§ **Exercise**
In the entries below, count every line containing "this". Return the number and nothing else.

-- START Input records --

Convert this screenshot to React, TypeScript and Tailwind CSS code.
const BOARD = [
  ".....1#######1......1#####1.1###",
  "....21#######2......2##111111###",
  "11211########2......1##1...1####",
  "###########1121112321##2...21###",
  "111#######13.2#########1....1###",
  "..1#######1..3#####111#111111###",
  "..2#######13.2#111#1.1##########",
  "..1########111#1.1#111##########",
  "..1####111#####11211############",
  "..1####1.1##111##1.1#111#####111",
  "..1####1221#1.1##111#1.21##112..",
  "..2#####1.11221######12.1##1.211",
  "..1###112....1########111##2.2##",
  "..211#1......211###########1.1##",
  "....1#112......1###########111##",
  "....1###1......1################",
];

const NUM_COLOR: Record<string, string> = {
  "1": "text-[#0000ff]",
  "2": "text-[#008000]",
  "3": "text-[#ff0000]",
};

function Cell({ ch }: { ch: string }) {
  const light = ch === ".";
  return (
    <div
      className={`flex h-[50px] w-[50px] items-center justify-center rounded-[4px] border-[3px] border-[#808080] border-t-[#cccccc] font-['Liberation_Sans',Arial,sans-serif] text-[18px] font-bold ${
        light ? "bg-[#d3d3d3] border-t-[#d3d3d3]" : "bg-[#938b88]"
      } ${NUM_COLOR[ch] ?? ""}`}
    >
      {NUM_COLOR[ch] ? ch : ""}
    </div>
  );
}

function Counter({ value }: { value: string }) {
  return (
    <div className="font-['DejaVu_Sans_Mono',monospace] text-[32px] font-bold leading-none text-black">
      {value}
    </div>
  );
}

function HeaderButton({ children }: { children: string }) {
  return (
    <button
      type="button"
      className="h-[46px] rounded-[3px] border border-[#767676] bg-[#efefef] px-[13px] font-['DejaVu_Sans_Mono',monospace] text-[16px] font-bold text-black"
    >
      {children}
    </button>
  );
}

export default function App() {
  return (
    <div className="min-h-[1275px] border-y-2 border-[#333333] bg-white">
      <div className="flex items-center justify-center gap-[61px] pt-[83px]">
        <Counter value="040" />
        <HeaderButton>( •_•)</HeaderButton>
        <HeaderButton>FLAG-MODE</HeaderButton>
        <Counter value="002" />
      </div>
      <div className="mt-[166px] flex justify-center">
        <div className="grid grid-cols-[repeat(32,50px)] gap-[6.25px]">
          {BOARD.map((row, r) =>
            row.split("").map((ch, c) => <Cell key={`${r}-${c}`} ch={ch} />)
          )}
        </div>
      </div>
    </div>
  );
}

-- END Input records --
-- START Input records --

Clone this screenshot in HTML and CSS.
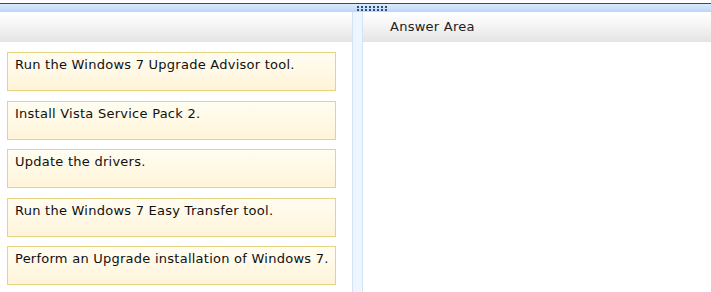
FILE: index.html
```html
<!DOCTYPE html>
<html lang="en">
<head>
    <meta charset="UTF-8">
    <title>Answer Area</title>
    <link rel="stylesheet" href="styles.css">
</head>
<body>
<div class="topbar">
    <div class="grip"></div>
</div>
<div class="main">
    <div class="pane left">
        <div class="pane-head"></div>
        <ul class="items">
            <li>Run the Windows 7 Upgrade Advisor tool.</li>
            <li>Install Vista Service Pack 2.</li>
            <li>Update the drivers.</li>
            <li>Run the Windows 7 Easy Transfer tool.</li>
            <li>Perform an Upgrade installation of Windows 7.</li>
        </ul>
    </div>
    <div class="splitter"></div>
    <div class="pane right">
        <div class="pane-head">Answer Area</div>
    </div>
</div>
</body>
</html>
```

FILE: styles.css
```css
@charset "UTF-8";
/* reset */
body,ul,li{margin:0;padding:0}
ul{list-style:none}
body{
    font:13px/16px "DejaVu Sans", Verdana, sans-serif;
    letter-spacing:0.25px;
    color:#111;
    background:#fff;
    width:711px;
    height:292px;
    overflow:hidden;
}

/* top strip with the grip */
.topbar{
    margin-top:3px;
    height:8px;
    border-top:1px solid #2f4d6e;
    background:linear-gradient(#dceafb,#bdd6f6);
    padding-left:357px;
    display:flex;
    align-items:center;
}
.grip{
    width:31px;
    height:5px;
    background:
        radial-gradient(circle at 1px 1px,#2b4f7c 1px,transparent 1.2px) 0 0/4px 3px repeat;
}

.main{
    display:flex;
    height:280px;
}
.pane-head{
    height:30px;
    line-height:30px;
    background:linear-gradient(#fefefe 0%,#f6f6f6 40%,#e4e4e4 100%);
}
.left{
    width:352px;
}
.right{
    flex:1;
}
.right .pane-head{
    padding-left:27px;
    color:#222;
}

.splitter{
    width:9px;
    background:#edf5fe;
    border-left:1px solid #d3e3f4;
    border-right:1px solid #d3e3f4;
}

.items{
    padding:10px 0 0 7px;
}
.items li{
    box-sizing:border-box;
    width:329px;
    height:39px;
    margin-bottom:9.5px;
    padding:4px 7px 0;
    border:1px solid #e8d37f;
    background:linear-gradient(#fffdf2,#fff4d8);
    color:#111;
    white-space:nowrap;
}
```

-- END Input records --

§ **Complete response**
2